Previous: [pandas Series](pandas_Series) | Next: [Using Series and Data Frames](Series_and_Data_Frames.ipynb)

We will use Pandas Data Frames extensively in this class to work with data sets. A Data Frame is a lot like an Excel spreadsheet: you can have column and row labels, and will store multiple variables together in one data set.
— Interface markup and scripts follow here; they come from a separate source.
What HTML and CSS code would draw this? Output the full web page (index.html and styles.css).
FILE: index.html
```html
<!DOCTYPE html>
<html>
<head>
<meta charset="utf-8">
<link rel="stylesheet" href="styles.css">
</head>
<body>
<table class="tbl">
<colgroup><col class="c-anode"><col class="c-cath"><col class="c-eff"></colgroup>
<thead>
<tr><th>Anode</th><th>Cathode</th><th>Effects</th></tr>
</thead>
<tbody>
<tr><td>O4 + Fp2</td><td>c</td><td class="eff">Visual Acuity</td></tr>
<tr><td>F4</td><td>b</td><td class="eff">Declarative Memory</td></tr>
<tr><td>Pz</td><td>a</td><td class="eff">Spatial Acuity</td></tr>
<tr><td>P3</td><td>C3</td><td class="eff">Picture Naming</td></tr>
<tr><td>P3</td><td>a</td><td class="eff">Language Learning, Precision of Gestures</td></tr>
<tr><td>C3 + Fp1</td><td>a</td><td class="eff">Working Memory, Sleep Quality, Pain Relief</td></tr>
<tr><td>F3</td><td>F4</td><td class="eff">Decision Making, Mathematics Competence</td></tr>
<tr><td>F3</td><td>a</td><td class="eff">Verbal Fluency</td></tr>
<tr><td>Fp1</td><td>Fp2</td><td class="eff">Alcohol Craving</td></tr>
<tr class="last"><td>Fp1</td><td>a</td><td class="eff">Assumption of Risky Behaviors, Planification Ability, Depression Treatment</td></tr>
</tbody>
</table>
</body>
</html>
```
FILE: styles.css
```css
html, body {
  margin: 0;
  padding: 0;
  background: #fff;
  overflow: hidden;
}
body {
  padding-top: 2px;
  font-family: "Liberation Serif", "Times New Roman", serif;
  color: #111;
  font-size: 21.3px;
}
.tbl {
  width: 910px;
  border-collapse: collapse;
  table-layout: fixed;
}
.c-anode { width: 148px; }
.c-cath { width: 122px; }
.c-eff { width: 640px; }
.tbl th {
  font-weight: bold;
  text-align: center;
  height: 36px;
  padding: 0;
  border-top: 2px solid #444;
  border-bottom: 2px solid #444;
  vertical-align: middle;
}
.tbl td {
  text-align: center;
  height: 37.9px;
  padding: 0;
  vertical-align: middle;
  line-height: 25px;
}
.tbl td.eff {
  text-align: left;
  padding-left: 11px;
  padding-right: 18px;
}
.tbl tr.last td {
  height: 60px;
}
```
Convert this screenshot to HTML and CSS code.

The documentation for pandas Data Frames can be found here:https://pandas.pydata.org/pandas-docs/stable/generated/pandas.DataFrame.html

We need to recreate our playlist series.

In [None]:
import pandas as pd

In [None]:

play = open('playlist.txt','r')
plist = []
for line in play:
    line = line.rstrip()
    plist.append(line)
playlist = pd.Series(plist)
play.close()

In [None]:
playlist = pd.Series(plist, name='Depressing Dance Party', index = ['Intro','Dance 1', 'Dance 2', 'Dance 3', 'Dance 4',\
                                                                    'Dance 5', 'Dance 6', 'Outro'])

Our playlist above was a series: we had an index and a single column of data which was song titles. What if we want to keep multiple series together and have them indexable by a single index? Like song titles and the artist and the song length? We can use a data frame for this.

In [None]:
artists = ['Josh Ritter','AFI','Damien Rice','Katatonia','Pearl Jam','Pearl Jam','Bee Gees','69 Eyes']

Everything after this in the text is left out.